While the plot itself was enjoyable, I did not find myself connecting to the characters as much as I would have liked. They were likeable characters, but Sloane didn’t strike me as an especially memorable MC. Same goes for the side characters, Sloane makes a few friends throughout the story, and none of them were well developed. They were used as nothing more than “extras”. There is even one character who was kind of a creep for the bigger part of the book that annoyed me senselessly. He seemed to always be sneaking around intimidating Sloane every chance he got, and I didn’t see the point of it. The book could have gone without him; he was gross, his storyline felt random and out of place, and when he had done his “task” to help the plot along (which could have been achieved without him), he was just gone and forgotten. He might be back in the sequel, but really I don’t see the point–it seems his only role is to add unnecessary ickiness.

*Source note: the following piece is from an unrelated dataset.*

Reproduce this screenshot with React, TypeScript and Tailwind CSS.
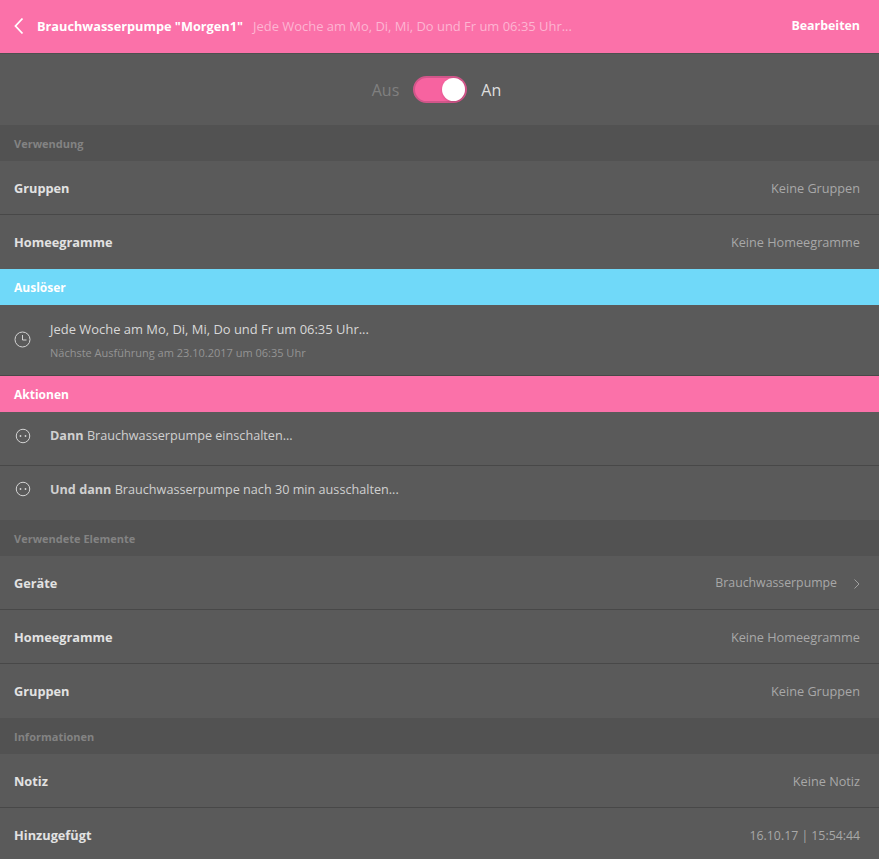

In the end, The Program is a love story. The main reason I didn’t love this book is due to my distance from the romance itself. I have a hard time falling for a romance when one is already established beforehand. I love seeing connections strike and relationships bloom, when I get into a book with it pre-existing, I don’t get that fluttery young love feeling towards it as much. There were flashbacks that showed the strength of their love for each other which helped, though this helped me understand their relationship, it didn’t leave me swooning over it. Therefore, while I cared about the protagonist and what she was going through, and I deduced the implied sadness or tragic nature of it all, I felt like I was more of a curious observer than someone invested into the heart of it.
With so may previously failed dystopians this year, The Program is easily one of the better ones I’ve read lately. If I hadn’t read so many I might have given this one more slack; as it stands I liked it but I don’t see it sticking out from the masses in the cluster of dystopians in my memory.